My love of vinyl.

I have been obsessed with getting my own record player ever since I saw my parents’ record collection coming down from our attic a few years ago.

A year ago last Christmas this dream of mine came true, along with the start of my very own record collection.

To me, a record is one of the most precious forms of music we have. They had me hooked from the first time I heard the wonderfully satisfying crackling noise coming from the speakers, that anticipation before the tracks begin.

The fact that records have returned to the public eye and are actually selling is probably one of my favourite things to have happened over the recent years. Seeing current artists releasing records is super cool because it gets younger generations involved in the vinyl world too.

I mean, people are actually going out and buying records now.
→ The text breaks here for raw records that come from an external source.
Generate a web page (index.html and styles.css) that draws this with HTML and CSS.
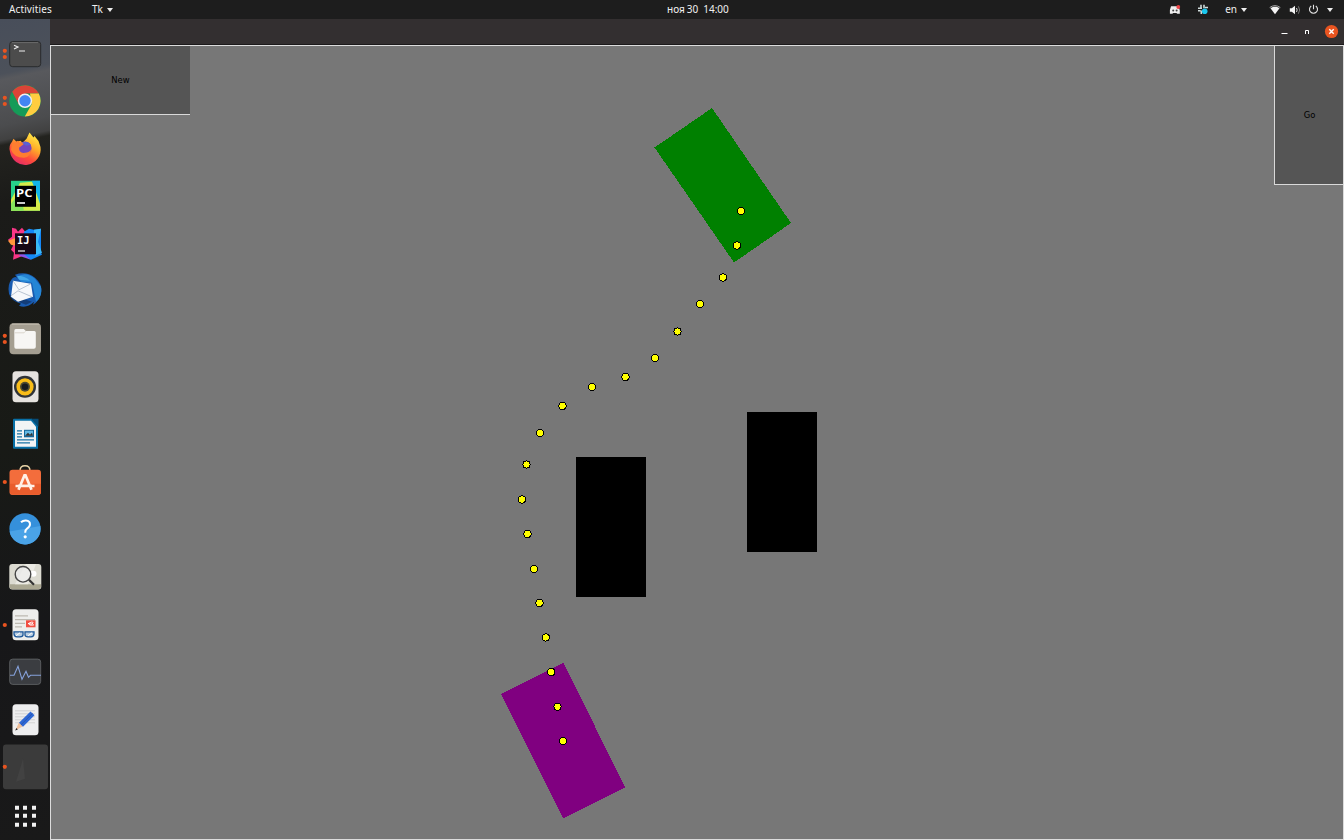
FILE: index.html
```html
<!DOCTYPE html>
<html lang="en">
<head>
<meta charset="utf-8">
<title>Tk</title>
<link rel="stylesheet" href="styles.css">
</head>
<body>
<div class="desktop">
  <header class="topbar">
    <div class="left"><span class="activities">Activities</span><span class="appname">Tk</span><i class="caret"></i></div>
    <div class="clock"><span class="month">ноя</span><span class="day">30</span><span>14:00</span></div>
    <div class="tray">
      <svg class="discord" width="12" height="10" viewBox="0 0 12 10"><path d="M2 1.2h7.5l1.3 4v3.600H8.200L7.400 8H4.200l-.8.8H.9V5z" fill="#eee"/><circle cx="4.2" cy="5.6" r="1" fill="#444"/><circle cx="7.6" cy="5.6" r="1" fill="#444"/><circle cx="9.3" cy="2" r="1.9" fill="#ed4245"/></svg>
      <svg class="slack" width="12" height="11" viewBox="0 0 12 11"><path d="M4 .8v3M1 4.200h4M7 .8v3.500M8 3.500h3M1 6.800h2.500M4.300 6.500V10" stroke="#cfdcdc" stroke-width="1.6" fill="none"/><circle cx="7.7" cy="7.3" r="2.8" fill="#19c7ee"/></svg>
      <span class="lang">en</span><i class="caret"></i>
      <svg class="wifi" width="12" height="10" viewBox="0 0 12 10"><path d="M.7 2.500Q6-1.200 11.300 2.500" fill="none" stroke="#aaa" stroke-width="1"/><path d="M1.500 3.200Q6 .3 10.500 3.200L6 9.300z" fill="#f4f4f4"/></svg>
      <svg class="volume" width="12" height="10" viewBox="0 0 12 10"><path d="M.8 3.300h2L6 .7v8.600L2.800 6.800h-2z" fill="#f4f4f4"/><path d="M7.500 3q1.300 2 0 4" fill="none" stroke="#ddd"/><path d="M9.400 1.300q2.500 3.700 0 7.400" fill="none" stroke="#777"/></svg>
      <svg class="power" width="11" height="11" viewBox="0 0 11 11"><path d="M3.200 2a4 4 0 1 0 4.600 0M5.500.7v4.600" fill="none" stroke="#e4e4e4" stroke-width="1.1"/></svg>
      <i class="caret"></i>
    </div>
  </header>
  <div class="workspace">
    <nav class="dock">
      <svg class="app" viewBox="-25 -23.8 50 47.6"><g class="run"><circle cx="-20.2" cy="-3" r="2.1"/><circle cx="-20.2" cy="3.2" r="2.1"/></g><rect x="-15.3" y="-12.3" width="31" height="25.2" rx="3" fill="#4c4c4c" stroke="#292b2d"/><path d="M-13-11.2h26" stroke="#777" stroke-width=".7"/><path d="M-11-8.5l4 1.8-4 1.8M-6-2.8h6" fill="none" stroke="#eee" stroke-width="1.1"/></svg>
      <svg class="app" viewBox="-25 -23.8 50 47.6"><g class="run"><circle cx="-20.2" cy="-3" r="2.1"/><circle cx="-20.2" cy="3.2" r="2.1"/></g><circle r="15.7" fill="#159b58"/><path d="M13.6-7.8A15.7 15.7 0 0 0-12.8-9L-6 4 0-7.3h13.8z" fill="#db4437"/><path d="M13.8-7.3A15.7 15.7 0 0 1-.2 15.7L6.7 3.5 5-7.3z" fill="#ffcd40"/><circle r="7.2" fill="#f1f1f1"/><circle r="5.7" fill="#4285f4"/></svg>
      <svg class="app" viewBox="-25 -23.8 50 47.6"><defs><linearGradient id="fire" x1=".8" y1="0" x2=".25" y2="1"><stop offset="0" stop-color="#fff04a"/><stop offset=".38" stop-color="#ffad29"/><stop offset=".7" stop-color="#ff4b3c"/><stop offset="1" stop-color="#e22a6c"/></linearGradient></defs><path d="M-11.5-10l3 3 4-1 2 2 4-4 3-6.2 4 5 1-1.5 4 5 2 6A15.4 15.4 0 0 1-15 3q-1.7-6 2-10z" fill="url(#fire)"/><circle cx="0" cy="-.8" r="6.6" fill="#7446bd"/><path d="M-13-5l6-3 2 2 6-1-3 3-4 3q0 6 6 5 4 0 6-3 0 7-7 8-10 0-13-8z" fill="#ff7d30"/><path d="M-3-6q5-3 9 2L1-3z" fill="#5a61d4"/></svg>
      <svg class="app" viewBox="-25 -23.8 50 47.6"><path d="M-14-15h29v30h-29z" fill="#27d18a"/><path d="M-5-13L7-14l8 16v13h-29V4z" fill="#d5ec49"/><path d="M7-15h8V8z" fill="#12b5e8"/><path d="M-14 8L-5-4l4 19h-13z" fill="#85e45c"/><path d="M-10-10h21v21h-21z" fill="#000"/><text x="-9" y=".8" class="ide" textLength="16.5" lengthAdjust="spacingAndGlyphs">PC</text><path d="M-8 7.2h8" stroke="#fff" stroke-width="1.6"/></svg>
      <svg class="app" viewBox="-25 -23.8 50 47.6"><path d="M-13-16L-9-15-7-12-3-16 1-11 3 10-12 16-11 9-14 6-12 2-17-4l4-3z" fill="#f83687"/><path d="M-17-3l8-3 1 8-6-1z" fill="#ff963c"/><path d="M-1-12L4-15 9-14l7-1v24l1 2L6 16-4 11z" fill="#1488f8"/><path d="M9-14l7-1-3 13 4 11-7 3z" fill="#39b8fa"/><path d="M-4 8L6 16-6 12z" fill="#8e54eb"/><path d="M-10-10.5h21v21h-21z" fill="#160716"/><text x="-8" y=".6" class="ide mono">IJ</text><path d="M-7 7.2h7" stroke="#ddd" stroke-width="1.3"/></svg>
      <svg class="app" viewBox="-25 -23.8 50 47.6"><path d="M-13-12Q-10-15-8-13L-10-16Q1-20 10-13q8 7 6 15-2 9-8 12l1-3Q2 18-6 15l2-2Q-14 10-16 3-18-6-13-12z" fill="#195bb0"/><path d="M-8-14Q1-20 10-12l6 8q2 10-5 15L7-8-4-9z" fill="#2585d5"/><path d="M-8-15q8 0 13 5l-11-1z" fill="#43a7e8"/><path d="M-15 4q2 6 8 7l8 3 6-3-9-3z" fill="#133d79"/><path d="M-12-10l18 3 2 13-15 5-7-5z" fill="#f6f8fb"/><path d="M-12-10l6 9L6-7M-14 5l7-5L7 6" fill="none" stroke="#aab6c6" stroke-width=".8"/></svg>
      <svg class="app" viewBox="-25 -23.8 50 47.6"><g class="run"><circle cx="-20.2" cy="-3" r="2.1"/><circle cx="-20.2" cy="3.2" r="2.1"/></g><rect x="-15.5" y="-15.5" width="31.5" height="31" rx="4" fill="#a49e91"/><path d="M-13-14.7h27" stroke="#c8c2b5"/><path d="M-10.7-8q0-1.7 1.5-1.7h8l2 2h8.500q1.500 0 1.500 1.500V8q0 2-2 2H-9q-1.700 0-1.700-2z" fill="#f7f6f4"/><path d="M-10.3-6H-1l1.500-1.500" stroke="#dad6cd" fill="none"/></svg>
      <svg class="app" viewBox="-25 -23.8 50 47.6"><rect x="-12.5" y="-15.5" width="26" height="31" rx="3.5" fill="#e6e3df"/><circle r="11" fill="#303438"/><circle r="8.6" fill="#f8bd18"/><circle r="5" fill="#4f4b31"/><circle r="3.3" fill="#171b20"/></svg>
      <svg class="app" viewBox="-25 -23.8 50 47.6"><path d="M-11-15H7l6 7v23h-24q-1 0-1-1v-28q0-1 1-1z" fill="#0870a7"/><path d="M-10-13H6l5 6v20h-21z" fill="#f2f4f5"/><path d="M6-15h7.500v8z" fill="#064c77"/><path d="M-8-3h5M-8 0h5M-8 3h5M-8 6H9M-8 9H5" stroke="#1972a4" stroke-width="1.3"/><path d="M-1-4H9v7.500H-1z" fill="#15679a"/><path d="M0-3h8v5H0z" fill="#62b8e4"/><path d="M0 2l3-3 2 2 2-2 1 3z" fill="#333"/></svg>
      <svg class="app" viewBox="-25 -23.8 50 47.6"><g class="run"><circle cx="-20.2" cy=".2" r="2.1"/></g><path d="M-5-11q0-5 5-5t5 5" fill="none" stroke="#e8d3a6" stroke-width="1.4"/><rect x="-15.5" y="-12" width="31.5" height="25.2" rx="3" fill="#f36d3c"/><path d="M-15 2h31v8q0 3-3 3h-25q-3 0-3-3z" fill="#e95d2d"/><path d="M-6.5 8L-.5-6.5h1L6.500 8M-7 4H7M-9.500 4.200h3M6.500 4.200h3" fill="none" stroke="#fff1e8" stroke-width="2.7"/></svg>
      <svg class="app" viewBox="-25 -23.8 50 47.6"><circle r="15.6" fill="#3590db"/><path d="M-15.6 0h31.200a15.600 15.600 0 0 1-31.200 0" transform="rotate(-10)" fill="#4aa3e7"/><path d="M-4-6.500Q-2-8.500 1-8.300 5-8 5-4.500 5-2 2-.2.2 1 .2 4" fill="none" stroke="#fff" stroke-width="2"/><circle cx=".2" cy="8" r="1.6" fill="#fff"/></svg>
      <svg class="app" viewBox="-25 -23.8 50 47.6"><rect x="-15.7" y="-12.8" width="32" height="25.5" rx="3" fill="#dcdbd1"/><path d="M-15.5 7.500h31.500v2q0 3-3 3h-25.500q-3 0-3-3z" fill="#aaa792"/><path d="M1-12.800L-10 7.500H3l8-20z" fill="#ecebe4"/><circle cx="8.5" cy="-3" r="3" fill="#fff"/><circle cx="-2" cy="-2.5" r="7.8" fill="#eee" fill-opacity=".75" stroke="#474747" stroke-width="1.4"/><path d="M4 3l5 5" stroke="#343434" stroke-width="2.2"/></svg>
      <svg class="app" viewBox="-25 -23.8 50 47.6"><g class="run"><circle cx="-20.2" cy=".2" r="2.1"/></g><rect x="-12.5" y="-15.5" width="26" height="31" rx="3.5" fill="#eeeeec"/><path d="M-10-9H3M-10-5.200H10M-10-1.500H0M-10 2H-3" stroke="#bdb9b1" stroke-width="1.2"/><path d="M1-4.500h9.500v7H1z" fill="#f14e42"/><path d="M3-1q5-3 5-1t-4 1q0 2 5 1" fill="none" stroke="#fff"/><path d="M-11 7h9v3q0 2-3 2h-3q-3 0-3-3zM0 7h9v2q0 3-3 3H3q-3 0-3-2z" fill="#b8cce0" stroke="#1c5799" stroke-width="1.3"/><path d="M-9 11l4-3M3 11l4-3" stroke="#fff"/></svg>
      <svg class="app" viewBox="-25 -23.8 50 47.6"><rect x="-15.3" y="-12.7" width="31" height="25.3" rx="3" fill="#3b3d41" stroke="#65676a" stroke-width=".8"/><path d="M-15 3.500h4l4-9 4 13 4-8 2.500 6 2-2H16" fill="none" stroke="#86a2dc" stroke-width="1.1"/></svg>
      <svg class="app" viewBox="-25 -23.8 50 47.6"><rect x="-12.5" y="-15.5" width="26" height="31" rx="3.5" fill="#eeeeef"/><path d="M-10-9H10M-10-6H10M-10-3H10M-10 0H10M-10 3H10" stroke="#cbcbcb" stroke-width=".8"/><path d="M-9.500 10.500L-6 2.500l4 4z" fill="#efc09c"/><path d="M-9.800 10.800l1.200-2.600 1.400 1.400z" fill="#222"/><path d="M-6 3L5.500-8.300l4 3.800L-2 7z" fill="#2e67d4"/><path d="M-4 5L7.500-6.400" stroke="#2855b0"/></svg>
      <svg class="app" viewBox="-25 -23.8 50 47.6"><rect x="-22" y="-22.4" width="45" height="44.8" rx="3" fill="#3b3b3b"/><path d="M-9 15Q-4-1-2-8L0 12z" fill="#424242"/><g class="run"><circle cx="-20.2" cy="0" r="2.1"/></g></svg>
      <svg class="app launcher" viewBox="-25 -23.8 50 47.6"><path d="M-10-10h4v4h-4zM-2-10h4v4h-4zM7-10h4v4H7zM-10-2h4v4h-4zM-2-2h4v4h-4zM7-2h4v4H7zM-10 7h4v4h-4zM-2 7h4v4h-4zM7 7h4v4H7z" fill="#f2f2f2"/></svg>
    </nav>
    <main class="window">
      <div class="titlebar">
        <svg width="64" height="16" viewBox="0 0 64 16"><path d="M4.500 9.500h6" stroke="#fff"/><path d="M28.500 10V6.500h3V10" fill="none" stroke="#fff"/><circle cx="54.5" cy="7.5" r="6.6" fill="#e95420"/><path d="M52.300 5.300l4.400 4.400M56.700 5.300l-4.400 4.400" stroke="#fff" stroke-width="1.4"/></svg>
      </div>
      <div class="client">
        <svg class="scene" viewBox="51 46 1292 793" shape-rendering="crispEdges">
          <path d="M712 108L791 223 734 262.500 654.500 147.500z" fill="#008000"/>
          <path d="M563.500 663L625.300 787.500 563.500 818.500 501 694z" fill="#800080"/>
          <path d="M576 457h70v140h-70zM747 412h70v140h-70z"/>
          <g class="trail">
            <circle cx="741" cy="211" r="3.600"/><circle cx="737" cy="245.500" r="3.600"/><circle cx="723" cy="277.500" r="3.600"/><circle cx="700" cy="304" r="3.600"/><circle cx="677.500" cy="331.500" r="3.600"/><circle cx="655" cy="358" r="3.600"/><circle cx="625.500" cy="377" r="3.600"/><circle cx="592" cy="387" r="3.600"/><circle cx="562.500" cy="406" r="3.600"/><circle cx="540" cy="433" r="3.600"/><circle cx="526.500" cy="464.500" r="3.600"/><circle cx="522" cy="499.500" r="3.600"/><circle cx="527.500" cy="534" r="3.600"/><circle cx="534" cy="569" r="3.600"/><circle cx="539.500" cy="603" r="3.600"/><circle cx="545.800" cy="637.500" r="3.600"/><circle cx="551.200" cy="672" r="3.600"/><circle cx="557.500" cy="706.700" r="3.600"/><circle cx="563" cy="741" r="3.600"/>
          </g>
        </svg>
        <div class="controls"><div class="new">New</div><div class="go">Go</div></div>
      </div>
    </main>
  </div>
</div>
</body>
</html>
```
FILE: styles.css
```css
body { margin: 0; overflow: hidden; font-family: "Noto Sans", sans-serif; }
.desktop { width: 1344px; height: 840px; display: flex; flex-direction: column; }
.topbar { height: 19px; flex: none; display: grid; grid-template-columns: 667px 64px 1fr; align-items: center; background: #1d1d1d; color: #f0f0f0; font-size: 10px; line-height: 19px; }
.left { display: flex; align-items: center; padding-left: 9px; }
.activities { width: 83px; letter-spacing: .12px; }
.appname { margin-right: 4px; }
.caret { width: 0; height: 0; border: 3.4px solid transparent; border-top: 4px solid #eee; border-bottom: 0; }
.clock { display: flex; white-space: nowrap; }
.month { font-size: 10px; margin-right: 2px; }
.day { margin-right: 5px; }
.tray { display: flex; align-items: center; justify-content: flex-end; padding-right: 11px; }
.discord { margin-right: 16px; }
.slack { margin-right: 16px; }
.lang { margin-right: 4px; }
.wifi { margin: 0 8px 0 22px; }
.volume { margin-right: 7px; }
.power { margin-right: 8px; }
.workspace { flex: 1; min-height: 0; display: flex; }
.dock { width: 50px; box-sizing: border-box; flex: none; padding-top: 10.5px; display: flex; flex-direction: column; background: linear-gradient(168deg, #484e5a 0, #4c515a 54px, #58595d 60px, #4b4c4e 105px, #414141 119px, #23231f 124px, #1b1b19 180px, #181a16 420px, #171719 600px, #191919 100%); }
.app { width: 50px; height: 47.6px; flex: none; }
.launcher { margin-top: 1px; }
.run { fill: #e95420; }
.ide { font: bold 10.5px "Open Sans", sans-serif; fill: #fff; }
.mono { font-family: "DejaVu Sans Mono", monospace; }
.window { flex: 1; display: flex; flex-direction: column; }
.titlebar { height: 25px; flex: none; display: flex; align-items: center; justify-content: flex-end; padding-right: 3px; background: #332f30; border-bottom: 1px solid #1c1a1b; }
.client { flex: 1; min-height: 0; box-sizing: border-box; border: 1px solid #dcdcdc; background: #777; display: grid; }
.scene, .controls { grid-area: 1 / 1; }
.scene { width: 1292px; height: 793px; }
.trail { fill: #ff0; stroke: #000; stroke-width: 1; }
.controls { display: flex; justify-content: space-between; align-items: flex-start; font: 8.4px "DejaVu Sans", sans-serif; color: #000; }
.new, .go { background: #555; border-bottom: 1px solid #d9d9d9; display: flex; align-items: center; justify-content: center; }
.new { width: 139px; height: 68px; }
.go { width: 67px; height: 138px; border-left: 1px solid #d9d9d9; padding-left: 1px; }
```
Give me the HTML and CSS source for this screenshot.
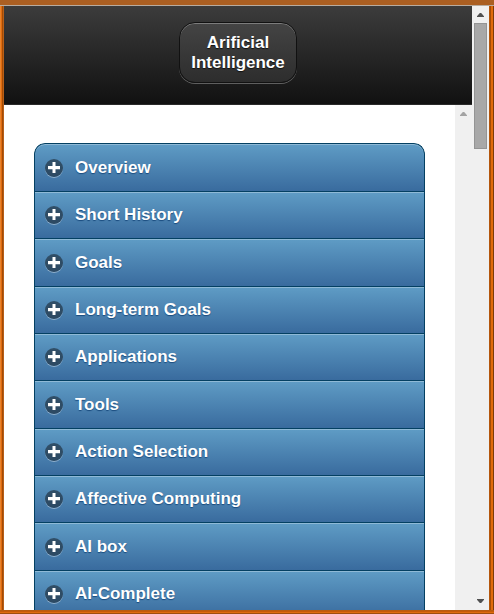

Supermarkets stock them again for the first time in ages. We’re seeing soundtracks as records, the classics making a comeback, and just people’s love of music coming out to play once again.

My record player is a luxury to me, an object that I miss dearly when being in university. Not bringing it with me was a choice I made to make sure it wouldn’t get ruined. But the weekends I am home are ones where I wake up on a Saturday morning pick out 2 or 3 of the records that I’ve missed a little bit more than the others – it varies weekly – and either lay in bed hypnotised by the music playing over me or dance around my room in an oversized pyjama top.

But I suppose the only downside to this is when you dance a little too hard and make the vinyl jump. Both Oasis albums of mine have ended up coming to this fate. A little scratch never hurt anyone though and I know exactly when to expect it now.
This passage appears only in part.